RE: [RFC] cache guard

2023-08-27 Thread Morten Brørup
> From: Mattias Rönnblom [mailto:hof...@lysator.liu.se]
> Sent: Sunday, 27 August 2023 15.55
> 
> On 2023-08-27 10:34, Morten Brørup wrote:
> > +CC Honnappa and Konstantin, Ring lib maintainers
> > +CC Mattias, PRNG lib maintainer
> >
> >> From: Bruce Richardson [mailto:bruce.richard...@intel.com]
> >> Sent: Friday, 25 August 2023 11.24
> >>
> >> On Fri, Aug 25, 2023 at 11:06:01AM +0200, Morten Brørup wrote:
> >>> +CC mempool maintainers
> >>>
>  From: Bruce Richardson [mailto:bruce.richard...@intel.com]
>  Sent: Friday, 25 August 2023 10.23
> 
>  On Fri, Aug 25, 2023 at 08:45:12AM +0200, Morten Brørup wrote:
> > Bruce,
> >
> > With this patch [1], it is noted that the ring producer and
> >> consumer data
>  should not be on adjacent cache lines, for performance reasons.
> >
> > [1]:
> 
> >>
> https://git.dpdk.org/dpdk/commit/lib/librte_ring/rte_ring.h?id=d9f0d3a1f
> >> fd4b66
>  e75485cc8b63b9aedfbdfe8b0
> >
> > (It's obvious that they cannot share the same cache line, because
> >> they are
>  accessed by two different threads.)
> >
> > Intuitively, I would think that having them on different cache
> >> lines would
>  suffice.
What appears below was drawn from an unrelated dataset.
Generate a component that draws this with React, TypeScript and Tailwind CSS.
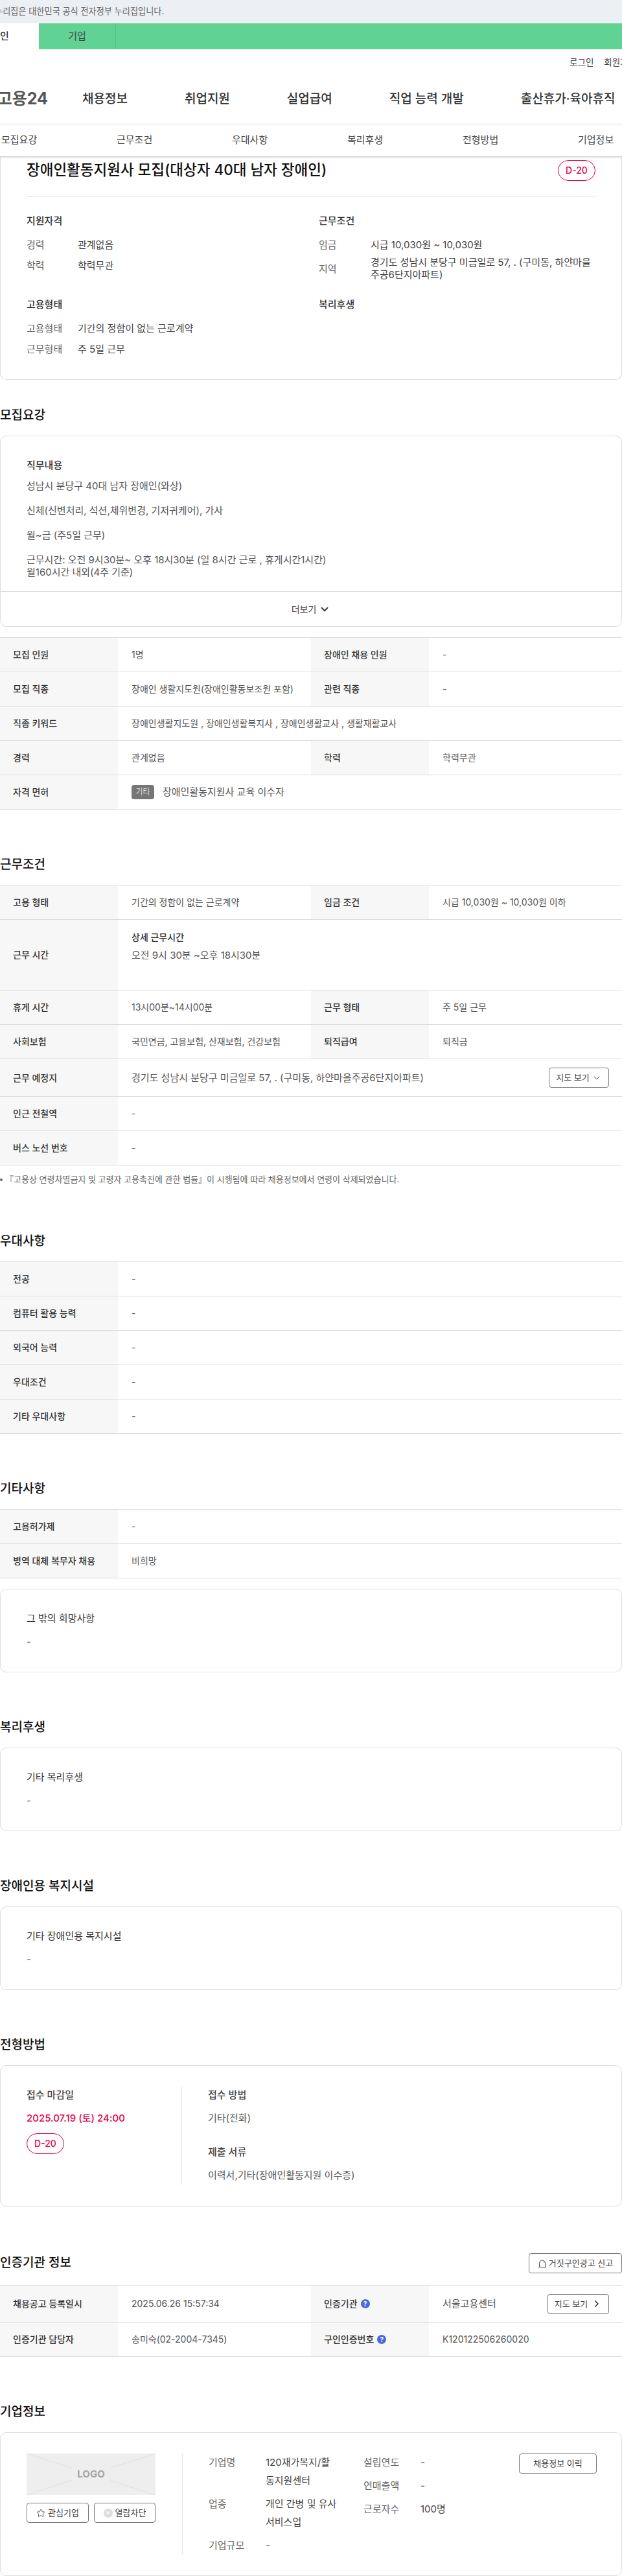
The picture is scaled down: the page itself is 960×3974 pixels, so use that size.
import { ChevronDown, ChevronRight, Star } from "lucide-react"
import type { ReactNode } from "react"

const navItems = ["채용정보", "취업지원", "실업급여", "직업 능력 개발", "출산휴가·육아휴직"]
const tabs = ["모집요강", "근무조건", "우대사항", "복리후생", "전형방법", "기업정보"]

function Heading({ children, first }: { children: ReactNode; first?: boolean }) {
  return (
    <h2 className={`mb-[18px] h-[26px] text-[19px] font-medium leading-[26px] text-[#111] ${first ? "mt-[42px]" : "mt-[72px]"}`}>
      {children}
    </h2>
  )
}

function Th({ children }: { children: ReactNode }) {
  return <div className="flex w-[182px] shrink-0 items-center gap-[5px] bg-[#f7f7f7] pl-5 text-sm font-medium text-[#333]">{children}</div>
}

function Row({ label, value, label2, value2, h = "h-[53px]" }: { label: ReactNode; value: ReactNode; label2?: ReactNode; value2?: ReactNode; h?: string }) {
  return (
    <div className={`flex border-b border-[#ddd] ${h}`}>
      <Th>{label}</Th>
      <div className={`flex items-center pl-[21px] text-sm text-[#555] ${label2 ? "w-[298px]" : "flex-1"}`}>{value}</div>
      {label2 && <Th>{label2}</Th>}
      {label2 && <div className="flex flex-1 items-center pl-[21px] text-sm text-[#555]">{value2}</div>}
    </div>
  )
}

function Table({ children }: { children: ReactNode }) {
  return <div className="border-t border-[#ddd]">{children}</div>
}

function SimpleCard({ title, className }: { title: string; className?: string }) {
  return (
    <div className={`h-[129px] rounded-[10px] border border-[#ddd] px-10 pt-[34px] ${className ?? ""}`}>
      <div className="text-[15px] leading-[22px] text-[#333]">{title}</div>
      <div className="mt-[14px] text-[15px] leading-[22px] text-[#555]">-</div>
    </div>
  )
}

function Badge() {
  return (
    <span className="flex h-8 w-[58px] shrink-0 items-center justify-center rounded-2xl border border-[#e6004d] text-sm font-medium text-[#e6004d]">
      D-20
    </span>
  )
}

function Help() {
  return <span className="flex size-[14px] items-center justify-center rounded-full bg-[#4a68de] text-[10px] font-bold leading-none text-white">?</span>
}

function OutlineButton({ children, className }: { children: ReactNode; className?: string }) {
  return (
    <button className={`flex h-[31px] shrink-0 items-center justify-center rounded-[4px] border border-[#777] bg-white text-[13px] text-[#444] ${className ?? ""}`}>
      {children}
    </button>
  )
}

function Info({ label, value, labelWidth }: { label: string; value: ReactNode; labelWidth: string }) {
  return (
    <div className="flex text-[15px] leading-[22px]">
      <div className={`shrink-0 text-[#666] ${labelWidth}`}>{label}</div>
      <div className="break-all text-[#444]">{value}</div>
    </div>
  )
}

export default function App() {
  return (
    <div className="w-[960px] overflow-hidden bg-white font-['Inter','Noto_Sans_CJK_KR',sans-serif] text-[#333]">
      <div className="flex h-9 items-center whitespace-nowrap bg-[#eceff4] text-[13.2px] text-[#666]">
        <span className="-ml-[8px]">누리집은 대한민국 공식 전자정부 누리집입니다.</span>
      </div>
      <div className="flex h-10 bg-[#60d394] text-[15px]">
        <div className="flex w-[60px] items-center bg-white font-medium text-[#333]">인</div>
        <div className="flex w-[119px] items-center justify-center border-r border-[#56c486] text-[#444]">기업</div>
      </div>

      <div className="flex h-10 items-center justify-end gap-4 whitespace-nowrap pt-[1px] text-[13.5px] text-[#444]">
        <span>로그인</span>
        <span className="-mr-[22px]">회원가입</span>
      </div>

      <header className="flex h-[76px] items-center whitespace-nowrap border-b border-[#e8e8e8] pb-[1px]">
        <div className="flex w-[127px] shrink-0 justify-end pr-[53px] text-[25px] font-bold text-[#555]">고용24</div>
        <nav className="flex gap-[88px] text-[19px] font-medium text-[#333]">
          {navItems.map((item) => (
            <span key={item}>{item}</span>
          ))}
        </nav>
      </header>

      <div className="relative z-10 flex h-[49px] items-center bg-white pl-[2px] text-[15px] text-[#444] shadow-[0_1px_3px_rgba(0,0,0,0.25)]">
        {tabs.map((tab) => (
          <span key={tab} className="w-[178px] shrink-0">{tab}</span>
        ))}
      </div>

      <section className="rounded-b-[10px] border-x border-b border-[#ddd] px-10 pb-[35px] pt-[6px]">
        <div className="flex h-[57px] items-start justify-between border-b border-[#e5e5e5]">
          <h1 className="text-[22.5px] font-medium leading-[30px] text-[#111]">장애인활동지원사 모집(대상자 40대 남자 장애인)</h1>
          <Badge />
        </div>
        <div className="mt-[26px] grid grid-cols-[451px_1fr] gap-y-[26px]">
          <div>
            <h3 className="text-[15px] font-medium leading-[22px]">지원자격</h3>
            <div className="mt-[15px] flex flex-col gap-[10px]">
              <Info label="경력" value="관계없음" labelWidth="w-[79px]" />
              <Info label="학력" value="학력무관" labelWidth="w-[79px]" />
            </div>
          </div>
          <div>
            <h3 className="text-[15px] font-medium leading-[22px]">근무조건</h3>
            <div className="mt-[15px] flex flex-col gap-[6px]">
              <Info label="임금" value="시급 10,030원 ~ 10,030원" labelWidth="w-[80px]" />
              <div className="flex items-center text-[15px] leading-[19px]">
                <div className="w-[80px] shrink-0 text-[#666]">지역</div>
                <div className="break-all text-[#444]">경기도 성남시 분당구 미금일로 57, . (구미동, 하얀마을주공6단지아파트)</div>
              </div>
            </div>
          </div>
          <div>
            <h3 className="text-[15px] font-medium leading-[22px]">고용형태</h3>
            <div className="mt-[15px] flex flex-col gap-[10px]">
              <Info label="고용형태" value="기간의 정함이 없는 근로계약" labelWidth="w-[79px]" />
              <Info label="근무형태" value="주 5일 근무" labelWidth="w-[79px]" />
            </div>
          </div>
          <h3 className="text-[15px] font-medium leading-[22px]">복리후생</h3>
        </div>
      </section>

      <Heading first>모집요강</Heading>
      <div className="h-[295px] rounded-[10px] border border-[#ddd]">
        <div className="h-[240px] border-b border-[#ddd] px-10 pt-[34px]">
          <h3 className="text-[15px] font-medium leading-[22px]">직무내용</h3>
          <p className="mt-[11px] whitespace-pre-line text-[15px] leading-[19px] text-[#555]">
            {"성남시 분당구 40대 남자 장애인(와상)\n\n신체(신변처리, 석션,체위변경, 기저귀케어), 가사\n\n월~금 (주5일 근무)\n\n근무시간: 오전 9시30분~ 오후 18시30분 (일 8시간 근로 , 휴게시간1시간)\n월160시간 내외(4주 기준)"}
          </p>
        </div>
        <div className="flex h-[53px] items-center justify-center gap-1 text-sm text-[#444]">
          더보기
          <ChevronDown size={18} strokeWidth={2.5} className="text-[#333]" />
        </div>
      </div>

      <div className="mt-4">
        <Table>
          <Row label="모집 인원" value="1명" label2="장애인 채용 인원" value2="-" />
          <Row label="모집 직종" value="장애인 생활지도원(장애인활동보조원 포함)" label2="관련 직종" value2="-" />
          <Row label="직종 키워드" value="장애인생활지도원 , 장애인생활복지사 , 장애인생활교사 , 생활재활교사" />
          <Row label="경력" value="관계없음" label2="학력" value2="학력무관" />
          <Row
            label="자격 면허"
            value={
              <span className="flex items-center gap-[13px] text-[15px]">
                <span className="flex h-[22px] w-[35px] items-center justify-center rounded-[4px] bg-[#767676] text-xs text-[#ddd]">기타</span>
                장애인활동지원사 교육 이수자
              </span>
            }
          />
        </Table>
      </div>

      <Heading>근무조건</Heading>
      <Table>
        <Row label="고용 형태" value="기간의 정함이 없는 근로계약" label2="임금 조건" value2="시급 10,030원 ~ 10,030원 이하" />
        <Row
          label="근무 시간"
          h="h-[109px]"
          value={
            <div className="-mt-[26px]">
              <div className="text-sm font-medium leading-[22px] text-[#333]">상세 근무시간</div>
              <div className="mt-[6px] text-[15px] leading-[22px]">오전 9시 30분 ~오후 18시30분</div>
            </div>
          }
        />
        <Row label="휴게 시간" value="13시00분~14시00분" label2="근무 형태" value2="주 5일 근무" />
        <Row label="사회보험" value="국민연금, 고용보험, 산재보험, 건강보험" label2="퇴직급여" value2="퇴직금" />
        <Row
          label="근무 예정지"
          h="h-[58px]"
          value={
            <div className="flex w-full items-center justify-between pr-5 text-[15px]">
              경기도 성남시 분당구 미금일로 57, . (구미동, 하얀마을주공6단지아파트)
              <OutlineButton className="h-8 w-[93px] gap-[3px]">
                지도 보기
                <ChevronDown size={16} strokeWidth={1.5} />
              </OutlineButton>
            </div>
          }
        />
        <Row label="인근 전철역" value="-" />
        <Row label="버스 노선 번호" value="-" />
      </Table>
      <p className="mt-3 flex h-5 items-center gap-1 text-[13px] text-[#666]">
        <span className="size-1 shrink-0 rounded-full bg-[#666]" />
        『고용상 연령차별금지 및 고령자 고용촉진에 관한 법률』이 시행됨에 따라 채용정보에서 연령이 삭제되었습니다.
      </p>

      <Heading>우대사항</Heading>
      <Table>
        <Row label="전공" value="-" />
        <Row label="컴퓨터 활용 능력" value="-" />
        <Row label="외국어 능력" value="-" />
        <Row label="우대조건" value="-" />
        <Row label="기타 우대사항" value="-" />
      </Table>

      <Heading>기타사항</Heading>
      <Table>
        <Row label="고용허가제" value="-" />
        <Row label="병역 대체 복무자 채용" value="비희망" />
      </Table>
      <SimpleCard title="그 밖의 희망사항" className="mt-4" />

      <Heading>복리후생</Heading>
      <SimpleCard title="기타 복리후생" />

      <Heading>장애인용 복지시설</Heading>
      <SimpleCard title="기타 장애인용 복지시설" />

      <Heading>전형방법</Heading>
      <div className="flex rounded-[10px] border border-[#ddd] px-10 py-8 text-[15px] leading-[22px]">
        <div className="w-[240px] shrink-0 border-r border-[#e5e5e5]">
          <div className="mt-[2px] font-medium text-[#444]">접수 마감일</div>
          <div className="mt-[14px] font-medium text-[#e6004d]">2025.07.19 (토) 24:00</div>
          <div className="mt-3">
            <Badge />
          </div>
        </div>
        <div className="pb-1 pl-10 pt-[2px]">
          <div className="font-medium text-[#444]">접수 방법</div>
          <div className="mt-[14px] text-[#555]">기타(전화)</div>
          <div className="mt-[30px] font-medium text-[#444]">제출 서류</div>
          <div className="mt-[14px] text-[#555]">이력서,기타(장애인활동지원 이수증)</div>
        </div>
      </div>

      <div className="mb-[18px] mt-[72px] flex h-[31px] items-center justify-between">
        <h2 className="text-[19px] font-medium text-[#111]">인증기관 정보</h2>
        <OutlineButton className="w-[144px] gap-[3px]">
          <svg width="14" height="14" viewBox="0 0 14 14" fill="none" stroke="#444" strokeWidth="1">
            <path d="M2.5 12V6.5a4.5 4.5 0 0 1 9 0V12" />
            <path d="M1 12.5h12" />
            <path d="M9 3.5a3 3 0 0 1 1 2" />
          </svg>
          거짓구인광고 신고
        </OutlineButton>
      </div>
      <Table>
        <Row
          label="채용공고 등록일시"
          h="h-[57px]"
          value="2025.06.26 15:57:34"
          label2={<>인증기관 <Help /></>}
          value2={
            <div className="flex w-full items-center justify-between pr-5 text-[15px]">
              서울고용센터
              <OutlineButton className="w-[95px] gap-[6px]">
                지도 보기
                <ChevronRight size={16} strokeWidth={2.5} className="text-[#333]" />
              </OutlineButton>
            </div>
          }
        />
        <Row label="인증기관 담당자" value="송미숙(02-2004-7345)" label2={<>구인인증번호 <Help /></>} value2="K120122506260020" />
      </Table>

      <Heading>기업정보</Heading>
      <div className="flex h-[222px] rounded-[10px] border border-[#ddd] pl-10 pr-10 pt-8">
        <div className="w-[240px] shrink-0">
          <div className="relative flex h-16 w-[199px] items-center justify-center bg-[#eee]">
            <svg className="absolute inset-0 size-full" viewBox="0 0 199 64" preserveAspectRatio="none">
              <path d="M0 0L199 64M199 0L0 64" stroke="#e0e0e0" strokeWidth="1" />
            </svg>
            <span className="relative bg-[#eee] px-2 text-[15px] font-bold text-[#a5a5a5]">LOGO</span>
          </div>
          <div className="mt-3 flex gap-2">
            <OutlineButton className="w-[96px] gap-1">
              <Star size={14} strokeWidth={1.5} />
              관심기업
            </OutlineButton>
            <OutlineButton className="w-[95px] gap-1">
              <span className="flex size-[14px] items-center justify-center rounded-full bg-[#ddd] text-[9px] leading-none text-white">✕</span>
              열람차단
            </OutlineButton>
          </div>
        </div>
        <div className="flex h-[156px] flex-1 border-l border-[#e5e5e5] pl-10">
          <div className="flex w-[239px] shrink-0 flex-col gap-2 text-[15px] leading-[28px]">
            <div className="flex">
              <div className="w-[88px] shrink-0 text-[#666]">기업명</div>
              <div className="w-[110px] break-all text-[#444]">120재가복지/활동지원센터</div>
            </div>
            <div className="flex">
              <div className="w-[88px] shrink-0 text-[#666]">업종</div>
              <div className="w-[110px] text-[#444]">개인 간병 및 유사 서비스업</div>
            </div>
            <div className="flex">
              <div className="w-[88px] shrink-0 text-[#666]">기업규모</div>
              <div className="text-[#444]">-</div>
            </div>
          </div>
          <div className="flex w-[240px] flex-col gap-2 text-[15px] leading-[28px]">
            <div className="flex">
              <div className="w-[88px] text-[#666]">설립연도</div>
              <div className="text-[#444]">-</div>
            </div>
            <div className="flex">
              <div className="w-[88px] text-[#666]">연매출액</div>
              <div className="text-[#444]">-</div>
            </div>
            <div className="flex">
              <div className="w-[88px] text-[#666]">근로자수</div>
              <div className="text-[#444]">100명</div>
            </div>
          </div>
          <OutlineButton className="w-[120px] text-sm">채용정보 이력</OutlineButton>
        </div>
      </div>
    </div>
  )
}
Why does having an empty cache line between them make a
> >> difference?
> >
> > And does it need to be an empty cache line? Or does it suffice
> >> having the
>  second structure start at two cache lines after the start of the
> >> first
>  structure (e.g. if the size of the first structure is two cache
> >> lines)?
> >
> > I'm asking because the same principle might apply to other code
> >> too.
> >
>  Hi Morten,
> 
>  this was something we discovered when working on the distributor
> >> library.
>  If we have cachelines per core where there is heavy access, having
> >> some
>  cachelines as a gap between the content cachelines can help
> >> performance. We
>  believe this helps due to avoiding issues with the HW prefetchers
> >> (e.g.
>  adjacent cacheline prefetcher) bringing in the second cacheline
>  speculatively when an operation is done on the first line.
> >>>
> >>> I guessed that it had something to do with speculative prefetching,
> >> but wasn't sure. Good to get confirmation, and that it has a
> measureable
> >> effect somewhere. Very interesting!
> >>>
> >>> NB: More comments in the ring lib about stuff like this would be
> nice.
> >>>
> >>> So, for the mempool lib, what do you think about applying the same
> >> technique to the rte_mempool_debug_stats structure (which is an array
> >> indexed per lcore)... Two adjacent lcores heavily accessing their
> local
> >> mempool caches seems likely to me. But how heavy does the access need
> to
> >> be for this technique to be relevant?
> >>>
> >>
> >> No idea how heavy the accesses need to be for this to have a
> noticable
> >> effect. For things like debug stats, I wonder how worthwhile making
> such
> >> a
> >> change would be, but then again, any change would have very low
> impact
> >> too
> >> in that case.
> >
> > I just tried adding padding to some of the hot structures in our own
> application, and observed a significant performance improvement for
> those.
> >
> > So I think this technique should have higher visibility in DPDK by
> adding a new cache macro to rte_common.h:
> >
> > /**
> >   * Empty cache line, to guard against speculative prefetching.
> >   *
> 
> "to guard against false sharing-like effects on systems with a
> next-N-lines hardware prefetcher"
> 
> >   * Use as spacing between data accessed by different lcores,
> >   * to prevent cache thrashing on CPUs with speculative prefetching.
> >   */
> > #define RTE_CACHE_GUARD(name) char
> cache_guard_##name[RTE_CACHE_LINE_SIZE] __rte_cache_aligned;
> >
> 
> You could have a macro which specified how much guarding there needs to
> be, ideally defined on a per-CPU basis. (These things has nothing to do
> with the ISA, but everything to do with the implementation.)
> 
> I'm not sure N is always 1.
> 
> So the guard padding should be RTE_CACHE_LINE_SIZE *
> RTE_CACHE_GUARD_LINES bytes, and wrap the whole thing in
> #if RTE_CACHE_GUARD_LINES > 0
> #endif
> 
> ...so you can disable this (cute!) hack (on custom DPDK builds) in case
> you have disabled hardware prefetching, which seems generally to be a
> good idea for packet processing type applications.
> 
> ...which leads me to another suggestions: add a note on disabling
> hardware prefetching in the optimization guide.
> 
> Seems like a very good idea to have this in , and
> otherwise make this issue visible and known.

Good points, Mattias!

I also prefer the name-less macro you suggested below.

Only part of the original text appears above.